In this commit, we introduce the ability for GossipSyncer's to
transition their sync type. This allows us to be more flexible with our
gossip syncers, as we can now prevent them from receiving new graph
updates at any time. It's now possible to transition between the
different sync types, as long as the GossipSyncer has reached its
terminal chansSynced sync state. Certain transitions require some
additional wire messages to be sent, like in the case of an ActiveSync
GossipSyncer transitioning to a PassiveSync type.
In this commit, we introduce a new type: SyncerType. This type denotes
the type of sync a GossipSyncer is currently under. We only introduce
the two possible entry states, ActiveSync and PassiveSync. An ActiveSync
GossipSyncer will exchange channels with the remote peer and receive new
graph updates from them, while a PassiveSync GossipSyncer will not and
will only response to the remote peer's queries.
This commit does not modify the behavior and is only meant to be a
refactor.
In this commit, we allow the gossiper syncer to store the chunk size for
its respective encoding type. We do this to prevent a race condition
that would arise within the unit tests by modifying the values of the
encodingTypeToChunkSize map to allow for easier testing.

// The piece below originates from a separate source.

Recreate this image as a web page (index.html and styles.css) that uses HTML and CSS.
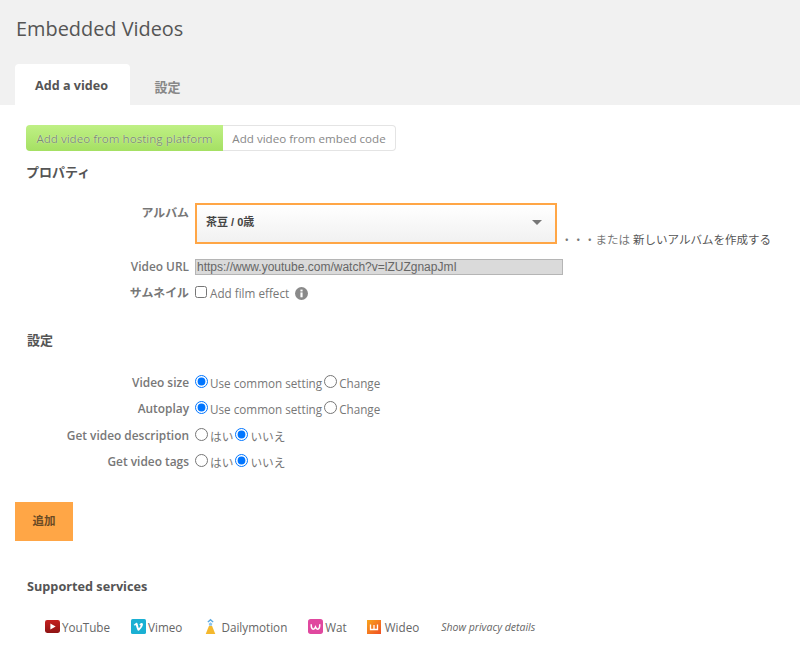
FILE: index.html
```html
<!DOCTYPE html>
<html lang="ja">
<head>
<meta charset="utf-8">
<title>Embedded Videos</title>
<link rel="stylesheet" href="styles.css">
</head>
<body>
<header class="head">
  <h1 class="title">Embedded Videos</h1>
  <nav class="tabs">
    <a class="tab tab-on">Add a video</a>
    <a class="tab">設定</a>
  </nav>
</header>
<main class="main">
  <div class="toggle">
    <span class="tog tog-on">Add video from hosting platform</span>
    <span class="tog">Add video from embed code</span>
  </div>
  <h3 class="sec sec-prop">プロパティ</h3>
  <div class="form form-prop">
    <div class="row row-album">
      <div class="lbl lbl-album">アルバム</div>
      <div class="select"><span class="select-text">茶豆 / 0歳</span><i class="caret"></i></div>
      <div class="or">・・・または <span class="or-link">新しいアルバムを作成する</span></div>
    </div>
    <div class="row row-url">
      <div class="lbl">Video URL</div>
      <input class="url" type="text" disabled value="https://www.youtube.com/watch?v=lZUZgnapJmI">
    </div>
    <div class="row row-thumb">
      <div class="lbl">サムネイル</div>
      <label class="opt"><input class="check" type="checkbox">Add film effect</label>
      <svg class="info" viewBox="0 0 12 12" width="13" height="13"><circle cx="6" cy="6" r="6" fill="#8a8a8a"/><rect x="5" y="5" width="2" height="4.500" fill="#fff"/><rect x="5" y="2.400" width="2" height="1.700" fill="#fff"/></svg>
    </div>
  </div>
  <h3 class="sec sec-set">設定</h3>
  <div class="form form-set">
    <div class="row row-r">
      <div class="lbl">Video size</div>
      <label class="opt"><input class="radio" type="radio" name="a" checked>Use common setting</label>
      <label class="opt"><input class="radio" type="radio" name="a">Change</label>
    </div>
    <div class="row row-r">
      <div class="lbl">Autoplay</div>
      <label class="opt"><input class="radio" type="radio" name="b" checked>Use common setting</label>
      <label class="opt"><input class="radio" type="radio" name="b">Change</label>
    </div>
    <div class="row row-r">
      <div class="lbl">Get video description</div>
      <label class="opt"><input class="radio" type="radio" name="c">はい</label>
      <label class="opt"><input class="radio" type="radio" name="c" checked>いいえ</label>
    </div>
    <div class="row row-r">
      <div class="lbl">Get video tags</div>
      <label class="opt"><input class="radio" type="radio" name="d">はい</label>
      <label class="opt"><input class="radio" type="radio" name="d" checked>いいえ</label>
    </div>
  </div>
  <button class="add" type="button">追加</button>
  <h3 class="sec sec-sup">Supported services</h3>
  <div class="services">
    <span class="svc svc-yt"><svg viewBox="0 0 14 14" width="15" height="15"><defs><linearGradient id="yg" x1="0" y1="0" x2="0" y2="1"><stop offset="0" stop-color="#c4201f"/><stop offset="1" stop-color="#8f1414"/></linearGradient></defs><rect x="0" y="1" width="14" height="12" rx="2" fill="url(#yg)"/><path d="M5 4.200v5.600L10 7z" fill="#fff"/></svg>YouTube</span>
    <span class="svc svc-vm"><svg viewBox="0 0 14 14" width="15" height="15"><rect width="14" height="14" rx="1.500" fill="#1ab0d3"/><path d="M2.600 5.200 3.400 6.200c.6-.5 1-.6 1.200-.2.4 1.200.8 2.800 1.300 4 .4 1 1 1.200 1.700.7 1.400-1 3-3.300 3.500-5 .3-1.300-.3-2-1.300-1.900-1 .1-1.700.8-2 2.100.7-.4 1.300-.2 1 .7-.2.7-1 1.900-1.400 2-.4-.2-.8-2.700-1.200-4-.3-1-.9-1.200-1.600-.8-.7.4-1.500 1.200-2.500 2.100z" fill="#fff"/></svg>Vimeo</span>
    <span class="svc svc-dm"><svg viewBox="0 0 12 16" width="13" height="17"><path d="M3 3.500 6 .8l3 2.700-1 .8-2-1.700-2 1.700z" fill="#5aa8e0"/><path d="M4.300 5.300 6 3.900l1.700 1.400-.5 2H4.800z" fill="#8cc4ea"/><path d="M4.500 7.500h3L10.500 15H1.500z" fill="#f4b82e"/></svg>Dailymotion</span>
    <span class="svc svc-wat"><svg viewBox="0 0 14 14" width="15" height="15"><rect width="14" height="14" rx="2.500" fill="#e0489f"/><path d="M3 5c0 3 .6 4.500 1.900 4.500C6 9.500 6.600 8.500 7 7.500c.4 1 1 2 2.100 2C10.400 9.500 11 8 11 5" fill="none" stroke="#fff" stroke-width="1.400"/></svg>Wat</span>
    <span class="svc svc-wd"><svg viewBox="0 0 14 14" width="14" height="14"><defs><linearGradient id="wg" x1="0" y1="0" x2="1" y2="1"><stop offset="0" stop-color="#f9a51d"/><stop offset="1" stop-color="#f04e23"/></linearGradient></defs><rect width="14" height="14" fill="url(#wg)"/><path d="M3.500 4.500v5h7v-5M7 5v4.500" fill="none" stroke="#fff" stroke-width="1.300"/></svg>Wideo</span>
    <a class="privacy">Show privacy details</a>
  </div>
</main>
</body>
</html>
```
FILE: styles.css
```css
* { box-sizing: border-box; }
html, body { margin: 0; padding: 0; }
body {
  width: 800px;
  height: 646px;
  overflow: hidden;
  background: #fff;
  color: #777;
  font-family: "Open Sans", "Noto Sans CJK JP", sans-serif;
  font-size: 11.700px;
  line-height: 18px;
}
.head {
  height: 105px;
  background: #f1f1f1;
  padding: 15px 0 0 16px;
}
.title {
  margin: 0;
  height: 27px;
  font-size: 19.900px;
  font-weight: 400;
  line-height: 27px;
  color: #555;
}
.tabs {
  display: flex;
  margin: 22px 0 0 -1px;
  height: 41px;
}
.tab {
  width: 115px;
  padding-top: 11px;
  text-align: center;
  font-size: 13px;
  font-weight: 600;
  color: #888;
  line-height: 20px;
}
.tab + .tab { width: 75px; padding-top: 13px; }
.tab-on {
  padding: 12px 2px 0 0;
  background: #fff;
  color: #555;
  font-weight: 700;
  font-size: 12.600px;
  border-radius: 4px 4px 0 0;
}
.main { padding: 20px 0 0 15px; }
.toggle {
  display: flex;
  width: 370px;
  height: 26px;
  margin-left: 11px;
  font-size: 11.600px;
}
.tog {
  flex: 1;
  border: 1px solid #e4e4e4;
  border-left: 0;
  border-radius: 0 4px 4px 0;
  color: #888;
  line-height: 26px;
  text-align: center;
  white-space: nowrap;
}
.tog-on {
  flex: 0 0 197px;
  border: 0;
  border-radius: 4px 0 0 4px;
  background: linear-gradient(#bff085, #a5e063);
  color: #7a8f68;
  line-height: 28px;
  text-shadow: 0 0 1px #fff;
}
.sec {
  margin: 0;
  font-size: 13px;
  font-weight: 700;
  color: #555;
  line-height: 18px;
}
.sec-prop { margin: 12px 0 0 11px; }
.sec-set { margin: 29px 0 0 12px; }
.sec-sup { margin: 36px 0 0 12px; font-size: 12.700px; line-height: 19px; }
.form-prop { margin-top: 22px; }
.form-set { margin-top: 25px; }
.row { display: flex; align-items: center; }
.lbl {
  flex: 0 0 174px;
  margin: -2px 6px 0 0;
  text-align: right;
  font-weight: 600;
  font-size: 11.900px;
  color: #777;
  white-space: nowrap;
}
.row-album { align-items: flex-start; height: 41px; }
.lbl-album { padding-top: 2px; }
.select {
  flex: 0 0 362px;
  height: 41px;
  border: 2px solid #ffa646;
  background: linear-gradient(#fff, #f1f1f1);
  padding: 0 13px 0 9px;
  display: flex;
  align-items: center;
  justify-content: space-between;
  font-family: "Liberation Sans", "Noto Sans CJK JP", sans-serif;
  font-size: 11px;
  font-weight: 700;
  color: #444;
}
.select-text { margin-top: -3px; }
.caret {
  width: 0;
  height: 0;
  margin-top: -2px;
  border-left: 5px solid transparent;
  border-right: 5px solid transparent;
  border-top: 5px solid #777;
}
.or {
  margin: 28px 0 0 4px;
  font-size: 11.500px;
  white-space: nowrap;
}
.or-link { color: #555; }
.row-url { margin-top: 15px; height: 16px; }
.url {
  width: 368px;
  height: 16px;
  padding: 0 0 0 1px;
  border: 1px solid #b5b5b5;
  border-radius: 0;
  background: #dadada;
  color: #666;
  font-family: "Liberation Sans", sans-serif;
  font-size: 12px;
}
.row-thumb { margin-top: 9px; height: 18px; }
.opt { display: flex; align-items: center; white-space: nowrap; }
.check { margin: -2px 3px 0 0; width: 12px; height: 12px; }
.radio { margin: -3px 2px 0 0; width: 13px; height: 13px; accent-color: #0075ff; }
.info { margin-left: 6px; }
.row-r { height: 18px; margin-bottom: 8.300px; }
.row-r .opt + .opt { margin-left: 2px; }
.add {
  display: block;
  width: 58px;
  height: 39px;
  margin-top: 31px;
  padding: 0 0 2px;
  border: 0;
  background: #ffa646;
  color: #6b4a24;
  font-family: "Open Sans", "Noto Sans CJK JP", sans-serif;
  font-size: 11.500px;
  font-weight: 700;
}
.services {
  display: flex;
  align-items: center;
  height: 18px;
  margin: 22px 0 0 30px;
  color: #666;
}
.svc { display: flex; align-items: center; gap: 3px; white-space: nowrap; }
.svc-yt { gap: 2px; }
.svc-vm { margin-left: 21px; gap: 2px; }
.svc-dm { margin-left: 22px; gap: 4px; }
.svc-wat { margin-left: 21px; gap: 2px; }
.svc-wd { margin-left: 20px; gap: 4px; }
.privacy {
  margin-left: 22px;
  font-size: 10.500px;
  font-style: italic;
  white-space: nowrap;
}
```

This new method allows outside callers to sample the current state of
the gossipSyncer in a concurrent-safe manner. In order to achieve this,
we now only modify the g.state variable atomically.
In this commit, introduce a new struct, the gossipSyncer. The role of
this struct is to encapsulate the state machine required to implement
the new gossip query range feature recently added to the spec. With this
change, each peer that knows of this new feature will have a new
goroutine that will be managed by the gossiper.

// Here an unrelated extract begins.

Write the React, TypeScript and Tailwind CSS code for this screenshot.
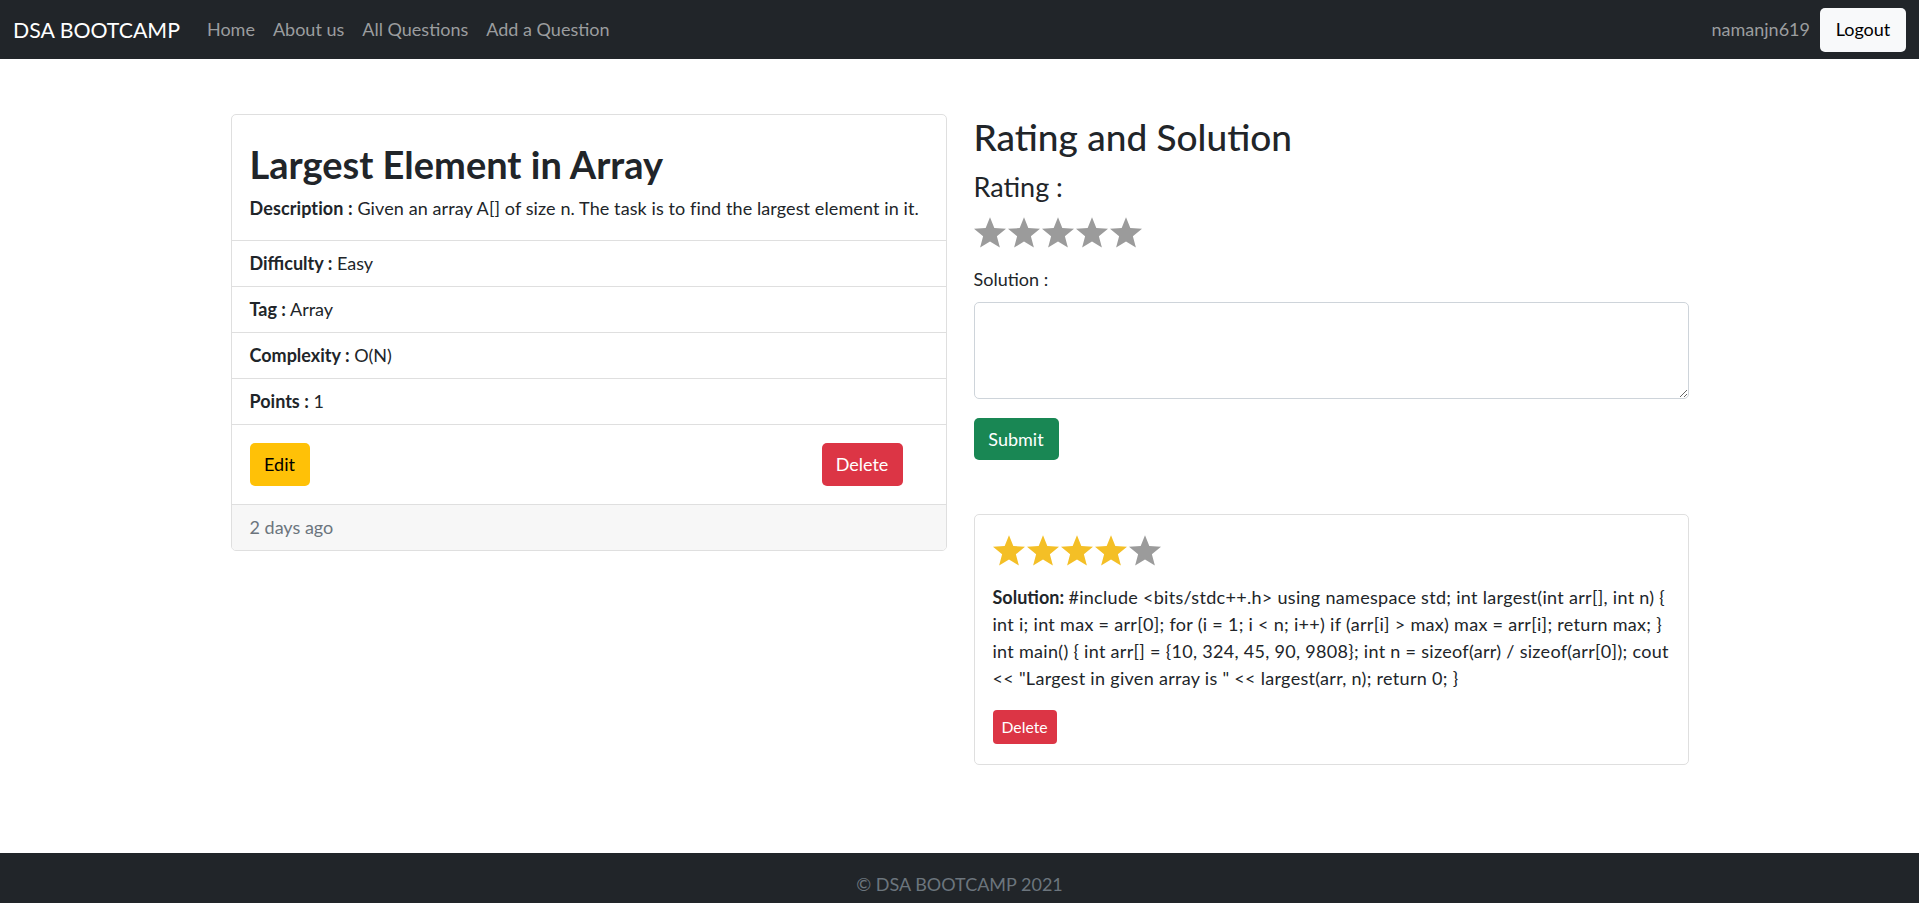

Once created and started, the gossipSyncer will start to progress
through each possible state, finally ending at the chansSynced stage. In
this stage, it has synchronized state with the remote peer, and is
simply awaiting any new messages from the gossiper to send directly to
the peer. Each message will only be sent if the remote peer actually has
a set update horizon, and the message isn't before or after that
horizon.
A set of unit tests has been added to ensure that two state machines
properly terminate and synchronize channel state.